InnoDB – Transactional Storage:

  • In contrast to MyISAM, InnoDB is a transactional storage engine, meaning it supports full transactions while adhering to ACID standards.
  • Transaction operations in InnoDB allow groups of read and write operations to be performed safely and consistently. If a transaction fails, for example due to a system crash or an error, InnoDB can automatically perform a rollback, canceling any incomplete operations and thus maintaining the integrity of the data.
  • This level of security in write operations is essential for applications where data consistency and integrity are critical, such as in financial systems, e-commerce, or any other system where data errors can have serious consequences.
  • InnoDB's transactional support makes it suitable for applications that require complex operations, advanced transaction management, and high reliability.
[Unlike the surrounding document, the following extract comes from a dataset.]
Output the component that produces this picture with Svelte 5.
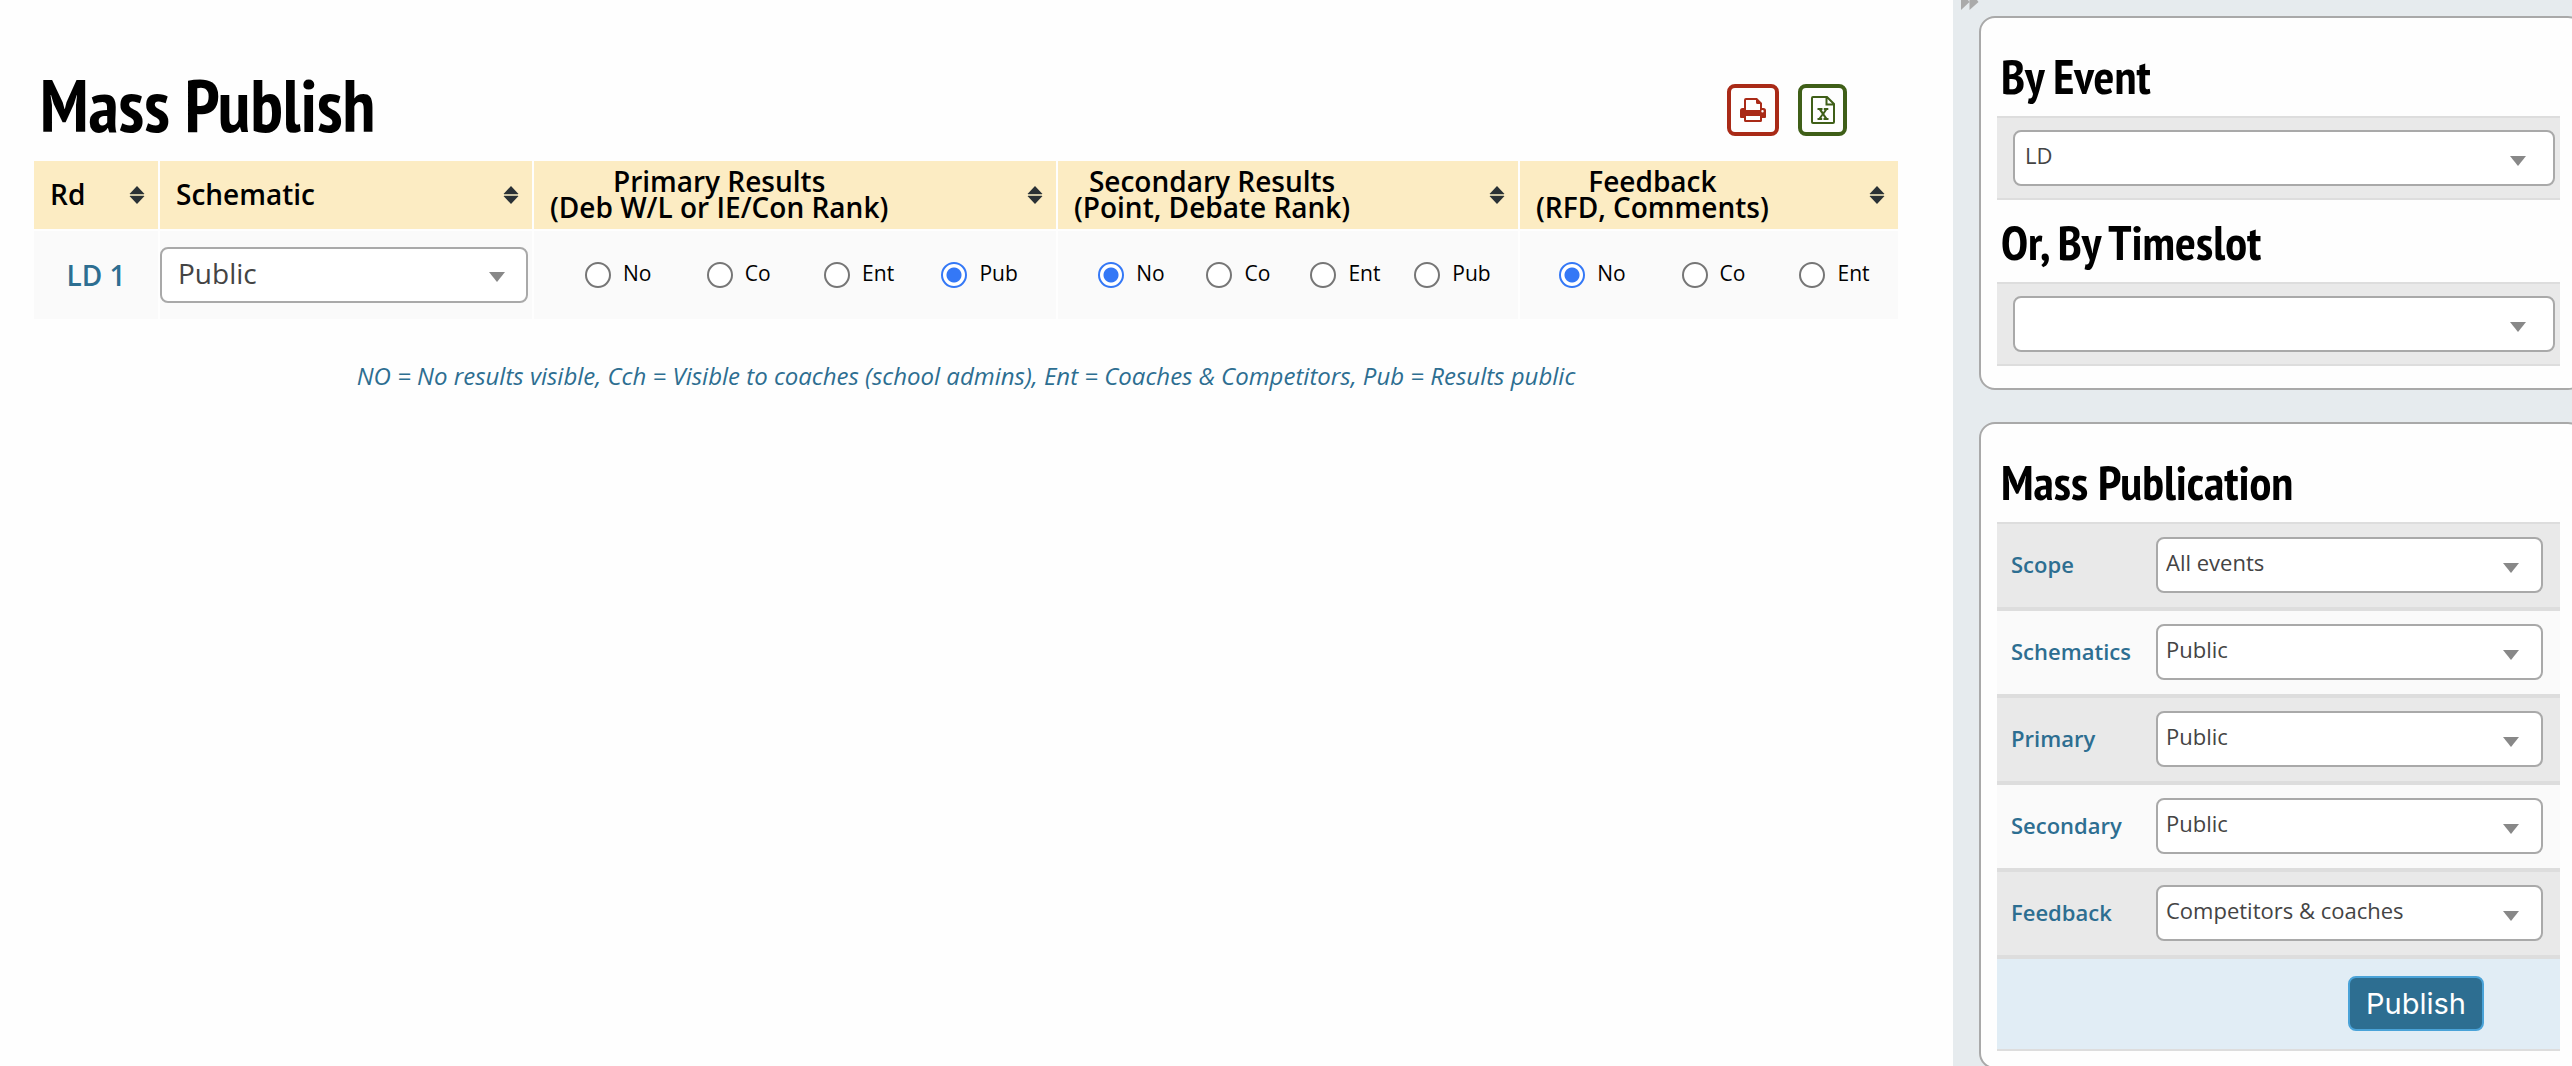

2. MyISAM vs InnoDB storage: locking

Table-Locking-VS-Row-Locking-MySQL

Exploring the differences between MyISAM and InnoDB in terms of locking mechanisms highlights one of the main functional distinctions between these two storage engines:

  1. MyISAM – Table Level Locking:
    • MyISAM employs a table-level locking mechanism. This means that when a user or process performs a write operation (insert, update, delete) on a table, the entire table is locked.
    • In practice, this prevents other users or processes from performing write operations on the same table at the same time, even if they concern different rows. Read operations can still be performed, but may encounter delays if waiting for write operations to complete.
    • Table-level locking is generally simpler and requires less memory than row-level locking. However, it can lead to performance issues in high concurrency environments, where multiple users or processes need to modify the table at the same time.
    • This type of locking is more efficient in scenarios where the database is predominantly read, such as in informational websites or online catalogues.
  2. InnoDB – Row Level Locking:
    • In contrast, InnoDB uses row-level locking. This means that during a write operation, only the specific rows affected by the operation are locked, leaving other rows in the table available for further read or write operations.
    • Row-level locking reduces the risk of conflicts and delays, allowing for greater concurrency. This makes it particularly suitable for applications with a high number of transactions and write operations, such as e-commerce systems or enterprise applications.
    • However, row-level locking is more complex and requires more memory than table-level locking. Additionally, it may be more prone to phenomena such as “deadlocking” in scenarios with many concurrent write operations.
    • This approach is advantageous in environments with frequent read and write operations, where the ability to maintain high performance and reduce wait times is crucial.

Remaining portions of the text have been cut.